Cyclops lesion (anterior arthrofibrosis) is a fibrous nodule which is located just anterior of the distal part of ACL and extends anteriorly in the intercondylar region of the femur. The origin of this lesion is not known, but a reaction to exposed ACL graft material or operative debris has been postulated. Cyclops nodule generally seems with ACL reconstruction, but recent reports have documented its occurance after ACL injury in the absence of ACL reconstruction.

At MR imaging, the cyclops lesion typically has intermediate to low signal intensity on all pulse sequences because of its fibrous content. An associated effusion may be present. The mass can result in anterior knee pain and loss of full extension.

Case Report

A professional soccer player who had anterior cruciate ligament reconstruction three years ago, admitted to the hospital with pain and restricted motion.

MR imaging revealed cyclops lesion in the intercondylar region just anterior of ACL with heterogeneous or intermediate signal intensity on T1 and PD weighted sequences. Lesion contains hypointens signal intensity in the anterior part reflecting its fibrous content.

Cyclops syndrome should be suspected in any patient in whom an ACL nodule is identified at MR imaging, and similarly a cyclops nodule should be considered as a possible cause of pain and loss of extension in any patient who has sustained ACL injury.

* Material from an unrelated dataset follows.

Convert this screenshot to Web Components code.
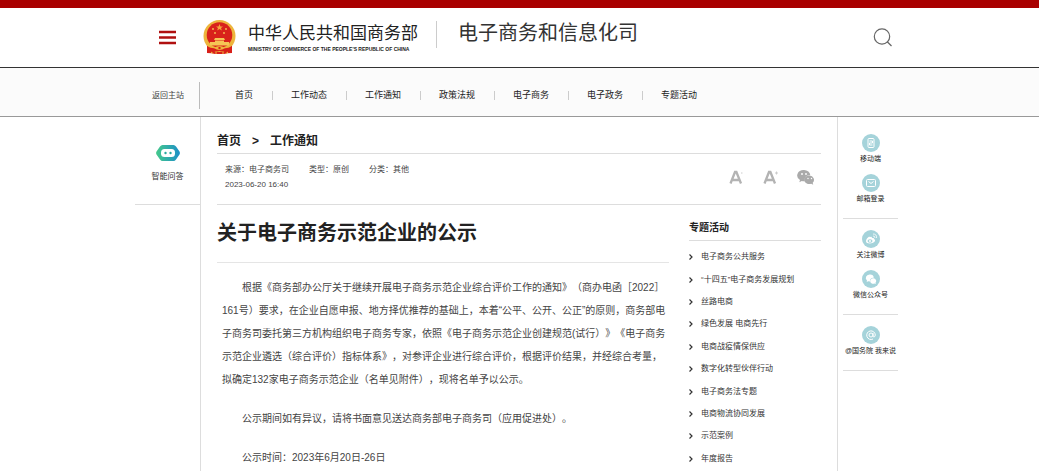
<!DOCTYPE html>
<html lang="zh-CN">
<head>
<meta charset="utf-8">
<title>电子商务和信息化司</title>
<style>
html,body{margin:0;background:#fff}
body{font-family:"Liberation Sans","Noto Sans CJK SC",sans-serif;color:#333;text-spacing-trim:space-all}
</style>
</head>
<body>
<page-shell></page-shell>
<script>
const define = (name, html, setup) => customElements.define(name, class extends HTMLElement {
  constructor() {
    super();
    const t = document.createElement('template');
    t.innerHTML = '<style>*{box-sizing:border-box}a{color:inherit;text-decoration:none}svg{display:block}</style>' + html;
    this.attachShadow({ mode: 'open' }).append(t.content.cloneNode(true));
    if (setup) setup(this.shadowRoot);
  }
});

define('site-header', `
<style>
:host{display:block;border-top:8px solid #a90000;border-bottom:1px solid #333}
.in{max-width:769px;margin:0 auto;height:59px;display:flex;align-items:center;padding:0 11px 0 24px}
button{border:0;background:none;padding:0;margin:0;display:block}
.brand{display:flex;align-items:center;gap:12px;margin-left:27px}
.names{display:flex;flex-direction:column;white-space:nowrap;gap:2px}
.cn{font-size:17px;line-height:20px;color:#222}
.en{font-size:5px;line-height:6px;color:#222;font-weight:700}
.dept{margin-left:18px;border-left:1px solid #ccc;padding:0 0 0 21px;height:27px;line-height:24px;font-size:20px;color:#333;white-space:nowrap;margin-bottom:6px}
.search{margin-left:auto}
</style>
<header class="in">
<button aria-label="菜单"><svg width="17" height="16"><path d="M0 2h17M0 7.500h17M0 13h17" stroke="#b01010" stroke-width="2.400"/></svg></button>
<a class="brand" href="#">
<svg width="33" height="35" viewBox="0 0 33 35">
<path d="M4 24v9q5 0 8 1h9q3-1 8-1v-9z" fill="#d8201a"/>
<circle cx="16.500" cy="16" r="16" fill="#edb53c"/><circle cx="16.500" cy="15" r="12.800" fill="#d9221b"/>
<path d="M16.500 4l1 2.500h2.500l-2 1.500.8 2.500-2.300-1.500-2.300 1.500.8-2.500-2-1.500h2.500z" fill="#f3a63c"/>
<g fill="#f6c555"><circle cx="10" cy="9" r=".9"/><circle cx="23" cy="9" r=".9"/><circle cx="12" cy="13" r=".9"/><circle cx="21" cy="13" r=".9"/>
<path d="M12 18h9l1 2h-11zM12 20.500h9V22h5v3.500H7V22h5z"/></g>
<path d="M4 26q6 4 12.500 1q6.500 3 12.500-1v5q-7 1-12.500 0q-6 1-12.500 0z" fill="#d8201a"/><path d="M11 28q5.500-4 11 0-5.500 4-11 0z" fill="#edb53c"/><circle cx="16.500" cy="28" r="1.200" fill="#d8201a"/>
<path d="M8 32l2 1.500M13 31.500v2.500M20 31.500v2.500M25 32l-2 1.500" stroke="#f3bd3c"/>
</svg>
<span class="names"><span class="cn">中华人民共和国商务部</span><span class="en">MINISTRY OF COMMERCE OF THE PEOPLE'S REPUBLIC OF CHINA</span></span></a>
<span class="dept">电子商务和信息化司</span>
<button class="search" aria-label="搜索"><svg width="20" height="20" fill="none" stroke="#666" stroke-width="1.200"><circle cx="9" cy="8.500" r="7.700"/><path d="M14 13.500l4.500 4.500"/></svg></button>
</header>`);

define('site-nav', `
<style>
:host{display:block;background:#fbfbfb;border-bottom:1px solid #999}
nav{max-width:769px;margin:0 auto;padding-top:6px;height:48px;display:flex;align-items:center;font-size:9px;line-height:14px;color:#222;white-space:nowrap}
.back{width:65px;height:27px;line-height:27px;border-right:1px solid #bbb;font-size:8px;padding-left:17px;color:#444}
ul{list-style:none;display:flex;align-items:center;margin:0;padding:0 0 0 35px}
li{display:flex;align-items:center}
li+li::before{content:"";width:1px;height:9px;background:#ccc;margin:0 18px 0 19px}
</style>
<nav><a class="back" href="#">返回主站</a><ul>
<li><a href="#">首页</a></li><li><a href="#">工作动态</a></li><li><a href="#">工作通知</a></li><li><a href="#">政策法规</a></li><li><a href="#">电子商务</a></li><li><a href="#">电子政务</a></li><li><a href="#">专题活动</a></li></ul></nav>`);

define('assistant-rail', `
<style>
:host{display:block;border-right:1px solid #ddd}
a{display:flex;flex-direction:column;align-items:center;gap:8px;padding:28px 0 20px;border-bottom:1px solid #ddd;font-size:8px;line-height:15px}
</style>
<a href="#"><svg width="24" height="16"><defs><linearGradient id="g"><stop stop-color="#45c98b"/><stop offset="1" stop-color="#1c8fc8"/></linearGradient></defs><path d="M6.500 0h11q1.500 0 2.500 1.500l3.500 5q.8 1.500 0 3l-3.500 5q-1 1.500-2.500 1.500h-11q-1.500 0-2.500-1.500l-3.500-5q-.8-1.500 0-3l3.500-5q1-1.500 2.500-1.500z" fill="url(#g)"/><rect x="5" y="4" width="14" height="8" rx="3.500" fill="#fff"/><circle cx="9.500" cy="8" r="1.200" fill="#28a9a0"/><circle cx="14.500" cy="8" r="1.200" fill="#28a9a0"/></svg>智能问答</a>`);

define('article-head', `
<style>
:host{display:block}
.crumb{display:flex;gap:11px;font-size:12px;line-height:20px;font-weight:700;color:#222;padding:14px 0 2px;border-bottom:1px solid #ddd}
.meta{display:flex;justify-content:space-between;align-items:center;height:51px;border-bottom:1px solid #ddd;padding:0 6px 0 8px;font-size:8px;line-height:15px;color:#444}
.row{display:flex;gap:20px}
.info{padding-bottom:5px}
.tools{display:flex;gap:18px;align-items:center;padding-bottom:5px}
button{border:0;background:none;padding:0}
</style>
<nav class="crumb"><a href="#">首页</a><span>&gt;</span><a href="#">工作通知</a></nav>
<div class="meta"><div class="info"><div class="row"><span>来源：电子商务司</span><span>类型：原创</span><span>分类：其他</span></div><time>2023-06-20 16:40</time></div>
<div class="tools">
<button aria-label="缩小字号"><svg width="16" height="16" fill="none" stroke="#b3b3b3"><path d="M1.500 14.500L6 3h1.400L12 14.500M3.500 11h6.500" stroke-width="2.300"/><path d="M12 4h1.500" stroke="#ccc"/></svg></button>
<button aria-label="放大字号"><svg width="16" height="16" fill="none" stroke="#b3b3b3"><path d="M1.500 14.500L6 3h1.400L12 14.500M3.500 11h6.500" stroke-width="2.300"/><path d="M12 4h3M13.500 2.500v3" stroke="#ccc"/></svg></button>
<button aria-label="微信分享"><svg width="18" height="16"><path d="M7 1a6.500 5.500 0 0 0-4 10l-.7 2.300 2.500-1.300q1.500.5 3 .3a5 4.500 0 0 1 5.500-6A6.500 5.500 0 0 0 7 1z" fill="#aaa"/><path d="M12.500 6.500a5 4.300 0 1 0 1.700 8.200l2 1-.5-1.900a4.500 4.300 0 0 0-3.200-7.300z" fill="#aaa"/><g fill="#fff"><circle cx="5" cy="5" r=".9"/><circle cx="9" cy="5" r=".9"/><circle cx="11" cy="9.500" r=".7"/><circle cx="14.500" cy="9.500" r=".7"/></g></svg></button>
</div></div>`);

define('article-body', `
<style>
:host{display:block;flex:1;min-width:0}
h1{margin:0;font-size:20px;line-height:30px;color:#222;padding:13px 0 14px;border-bottom:1px solid #e5e5e5}
.text{padding:13px 0 0 5px;font-size:10px;line-height:23px;color:#444}
::slotted(p){margin:0 0 16px;text-indent:20px}
::slotted(p:last-of-type){margin:0}
</style>
<article><h1><slot name="title"></slot></h1><div class="text"><slot></slot></div></article>`);

const topics = ['电子商务公共服务', '“十四五”电子商务发展规划', '丝路电商', '绿色发展 电商先行', '电商战疫情保供应', '数字化转型伙伴行动', '电子商务法专题', '电商物流协同发展', '示范案例', '年度报告'];
define('topic-list', `
<style>
:host{display:flex;flex-direction:column;width:132px;flex:none}
h2{margin:0;font-size:10px;line-height:15px;color:#222;padding:15px 0 5px;border-bottom:1px solid #ddd}
ul{flex:1;list-style:none;margin:0;padding:5px 0 1px;display:grid;grid-auto-rows:1fr;font-size:8px;line-height:14px;color:#333}
li{display:flex;align-items:center;gap:8px}
</style>
<h2>专题活动</h2><ul></ul>`, root => {
  root.querySelector('ul').innerHTML = topics
    .map(t => `<li><svg width="4" height="6" fill="none" stroke="#333" stroke-width="1.200"><path d="M.5.5L3 3 .5 5.500"/></svg><a href="#">${t}</a></li>`).join('');
});

define('quick-link', `
<style>
:host{display:block}
a{display:flex;flex-direction:column;align-items:center;font-size:7px;line-height:13px;white-space:nowrap;color:#222}
i{display:grid;place-items:center;width:18px;height:18px;border-radius:50%;background:#a5d3da}
</style>
<a href="#"><i><slot name="icon"></slot></i><slot></slot></a>`);

define('quick-rail', `
<style>
:host{display:block;border-left:1px solid #ddd;padding:6px 6px 0 5px}
div{display:grid;gap:9px;padding:11px 0 13px;border-bottom:1px solid #ddd}
</style>
<div><quick-link><svg slot="icon" width="12" height="12" fill="none" stroke="#fff"><rect x="3" y="1.500" width="6" height="9" rx="1"/><path d="M4.500 4h3v2h-3v2h3"/></svg>移动端</quick-link>
<quick-link><svg slot="icon" width="12" height="12" fill="none" stroke="#fff"><rect x="1.500" y="2.500" width="9" height="7" rx="1"/><path d="M3.500 4.500L6 6.500l2.500-2"/></svg>邮箱登录</quick-link></div>
<div><quick-link><svg slot="icon" width="12" height="12"><path d="M5 4q2-1 2 1 2.500-.5 2 1 1.500.5 1 2c-1 3-9 3.500-9 .3C1 6 4 2.500 5 4z" fill="#fff"/><ellipse cx="5" cy="8" rx="2.500" ry="1.700" fill="#a5d3da"/><circle cx="5" cy="8" r="1" fill="#fff"/><path d="M8 3q2 0 2 2M8 1q4 0 3.500 4" fill="none" stroke="#fff" stroke-width=".8"/></svg>关注微博</quick-link>
<quick-link><svg slot="icon" width="12" height="12"><path d="M4.500 1.500a4 3.500 0 0 0-2.500 6l-.3 1.500 1.500-.8 1.800.2a3.500 3 0 0 1 3.800-3.700 4 3.500 0 0 0-4.300-3.200z" fill="#fff"/><path d="M8.500 5.300a3 2.700 0 1 0 1 5.100l1.300.6-.3-1.300a3 2.700 0 0 0-2-4.400z" fill="#fff"/></svg>微信公众号</quick-link></div>
<div><quick-link><svg slot="icon" width="12" height="12" fill="none" stroke="#fff"><circle cx="6" cy="6" r="2"/><path d="M8 4v3q0 1 1 1t1.300-2A4.300 4.300 0 1 0 8 10"/></svg>@国务院 我来说</quick-link></div>`);

define('page-shell', `
<style>
:host{display:flex;flex-direction:column;min-height:100vh}
.cols{flex:1;width:100%;max-width:769px;margin:0 auto;display:grid;grid-template-columns:66px minmax(0,1fr) 67px}
main{display:flex;flex-direction:column;padding:0 16px}
.split{flex:1;display:flex;gap:20px}
</style>
<site-header></site-header><site-nav></site-nav>
<div class="cols"><assistant-rail></assistant-rail>
<main><article-head></article-head><div class="split"><article-body><span slot="title">关于电子商务示范企业的公示</span>
<p>根据《商务部办公厅关于继续开展电子商务示范企业综合评价工作的通知》（商办电函［2022］161号）要求，在企业自愿申报、地方择优推荐的基础上，本着“公平、公开、公正”的原则，商务部电子商务司委托第三方机构组织电子商务专家，依照《电子商务示范企业创建规范(试行）》《电子商务示范企业遴选（综合评价）指标体系》，对参评企业进行综合评价，根据评价结果，并经综合考量，拟确定132家电子商务示范企业（名单见附件），现将名单予以公示。</p>
<p>公示期间如有异议，请将书面意见送达商务部电子商务司（应用促进处）。</p>
<p>公示时间：2023年6月20日-26日</p></article-body><topic-list></topic-list></div></main>
<quick-rail></quick-rail></div>`);
</script>
</body>
</html>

1) Recht MP, Piraino DW, Cohen MAH, Parker RD, Bergfeld JA. Localized anterior arthro-fibrosis (cyclops lesion) after reconstruction of the anterior cruciate ligament: MR imaging findings. AJR (1995); 165:383-385.
2) Runyan BR, Bancroft LW, Peterson JJ, Kransdorf MJ, Berquist TH, Ortiguera CJ. Cyclops lesions that occur in the absence of prior anterior ligament reconstruction. Radiographics (2007); Nov-Dec;27(6):e26. Epub 2007 Aug 21.